Compared to Dimon’s reassuring assessment, the financial world looks quite different through Kohn’s eyes. A veteran of 40 years in the Federal Reserve system, Kohn was at Bernanke’s side during the crisis, which he described in a 2010 speech as “a difficult learning experience.”
In February, Kohn was named to an interim U.K. Financial Policy Committee, the forerunner of a new Bank of England body designed to curb systemic financial risks.

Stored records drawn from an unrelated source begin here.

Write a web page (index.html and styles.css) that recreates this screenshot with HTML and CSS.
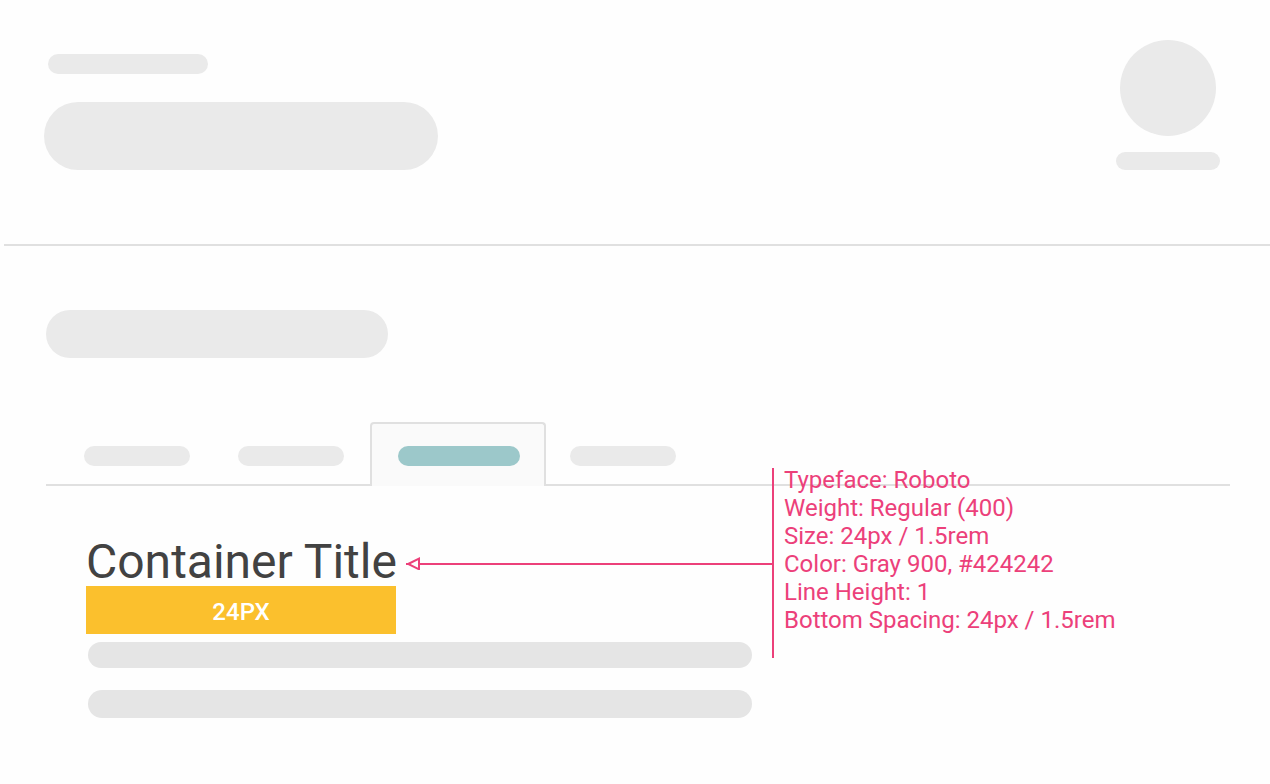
FILE: index.html
```html
<!DOCTYPE html>
<html lang="en">
<head>
<meta charset="utf-8">
<meta name="viewport" content="width=device-width, initial-scale=1">
<title>Container Title</title>
<link rel="stylesheet" href="styles.css">
</head>
<body>
<header class="page-header">
  <div class="heading">
    <div class="bar bar-eyebrow"></div>
    <div class="bar bar-heading"></div>
  </div>
  <div class="profile">
    <div class="avatar"></div>
    <div class="bar bar-name"></div>
  </div>
</header>
<main class="content">
  <div class="bar bar-section"></div>
  <div class="tabs">
    <div class="tab"><div class="bar bar-tab"></div></div>
    <div class="tab"><div class="bar bar-tab"></div></div>
    <div class="tab tab-active"><div class="bar bar-tab"></div></div>
    <div class="tab"><div class="bar bar-tab"></div></div>
  </div>
  <section class="panel">
    <div class="title-row">
      <h1 class="title">Container Title</h1>
      <svg class="arrow" aria-hidden="true">
        <path d="M2.2 10 L13 4.7 V15.3 Z" fill="none" stroke="#ec407a" stroke-width="2"/>
        <path d="M0 10 H4" stroke="#ec407a" stroke-width="2"/>
        <line x1="13" y1="10" x2="100%" y2="10" stroke="#ec407a" stroke-width="2"/>
      </svg>
    </div>
    <div class="spacing">24PX</div>
    <div class="copy">
      <div class="copy-line"></div>
      <div class="copy-line copy-line-tall"></div>
    </div>
    <ul class="spec">
      <li>Typeface: Roboto</li>
      <li>Weight: Regular (400)</li>
      <li>Size: 24px / 1.5rem</li>
      <li>Color: Gray 900, #424242</li>
      <li>Line Height: 1</li>
      <li>Bottom Spacing: 24px / 1.5rem</li>
    </ul>
  </section>
</main>
</body>
</html>
```
FILE: styles.css
```css
* { box-sizing: border-box; }

body {
  margin: 0;
  background: #fefefe;
  color: #424242;
  font-family: Roboto, "Liberation Sans", sans-serif;
}

.bar {
  height: 20px;
  border-radius: 10px;
  background: #eaeaea;
}

.page-header {
  display: flex;
  justify-content: space-between;
  align-items: flex-start;
  margin-left: 4px;
  padding: 40px 50px 74px 40px;
  border-bottom: 2px solid #e0e0e0;
}

.heading { padding-top: 14px; }
.bar-eyebrow { width: 160px; margin: 0 0 28px 4px; }
.bar-heading { width: 394px; height: 68px; border-radius: 34px; }

.profile {
  display: flex;
  flex-direction: column;
  align-items: center;
  gap: 16px;
}
.avatar {
  width: 96px;
  height: 96px;
  border-radius: 50%;
  background: #eaeaea;
}
.bar-name { width: 104px; height: 18px; }

.content { padding: 64px 40px 64px 46px; }
.bar-section { width: 342px; height: 48px; border-radius: 24px; }

.tabs {
  display: flex;
  margin-top: 64px;
  padding-left: 14px;
  border-bottom: 2px solid #e0e0e0;
}
.tab { padding: 24px 24px 18px; }
.bar-tab { width: 106px; }
.tab-active {
  margin: 0 0 -2px 2px;
  padding: 22px 24px 20px 26px;
  border: 2px solid #e0e0e0;
  border-bottom: 0;
  border-radius: 4px 4px 0 0;
  background: #fafafa;
}
.tab-active .bar-tab { width: 122px; background: #9cc8ca; }

.panel {
  position: relative;
  margin: 52px 0 0 40px;
}
.title-row {
  display: flex;
  align-items: center;
  gap: 8px;
  width: 686px;
}
.title {
  flex: none;
  min-width: 312px;
  margin: 0;
  font-size: 48px;
  font-weight: 400;
  line-height: 48px;
}
.arrow { flex: 1; min-width: 0; height: 16px; }

.spacing {
  width: 310px;
  padding-top: 12px;
  padding-bottom: 8px;
  background: #fbc02d;
  color: #fff;
  font-size: 24px;
  font-weight: 500;
  line-height: 28px;
  text-align: center;
}

.copy {
  display: grid;
  gap: 22px;
  width: 664px;
  margin: 8px 0 0 2px;
}
.copy-line { height: 26px; border-radius: 14px; background: #e5e5e5; }
.copy-line-tall { height: 28px; }

/* Callout drawn over the tab rule and the panel */
.spec {
  position: absolute;
  top: -72px;
  left: 686px;
  margin: 0;
  padding: 0 0 24px 12px;
  list-style: none;
  color: #ec407a;
  font-size: 24px;
  line-height: 28px;
  white-space: nowrap;
}
.spec::before {
  content: "";
  position: absolute;
  top: 2px;
  bottom: 0;
  left: 0;
  width: 2px;
  background: #ec407a;
}
```
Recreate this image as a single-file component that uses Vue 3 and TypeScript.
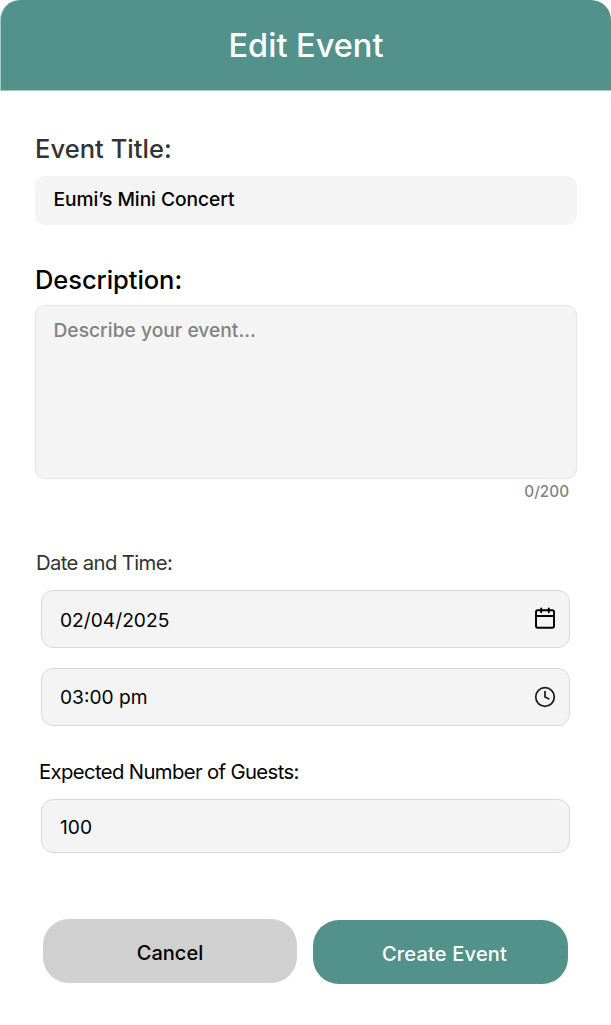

His May 17 testimony before Parliament’s Treasury Committee showed a central banker scarred by crisis.
“I have learned quite a few lessons, unfortunately for the economy I guess, in the past few years,” Kohn testified, later adding: “I deeply regret the pain that was caused to millions of people in the United States and around the world by the financial crisis and its aftermath.”
Where Dimon sees a rebuilt financial industry in which “most of the bad actors are gone” and the survivors are more attuned to risk, Kohn, who declined to be interviewed, says the crisis taught him “people in the markets can become excessively complacent and relaxed about risk.”
Asked how to handle the issue of banks considered “too big to fail,” Kohn embraced the tool that so irks Dimon. “Step number one is to make them much less likely to fail: much higher capital,” Kohn said. “I would include a so-called SIFI surcharge in that, on top of the Basel III capital requirements and I hope that it is a substantial surcharge, on the order of the 3 percent people are talking about.”
The new U.K. panel issued its first recommendations on June 24, including a call for British regulators and banks to build thicker capital buffers. The extra buffers may come in handy some day, as Kohn has learned.
“Everybody relaxed -- in the financial sector, in the regulatory sector -- and it turned out to be a big mistake,” said Kohn. “We need to guard against that.”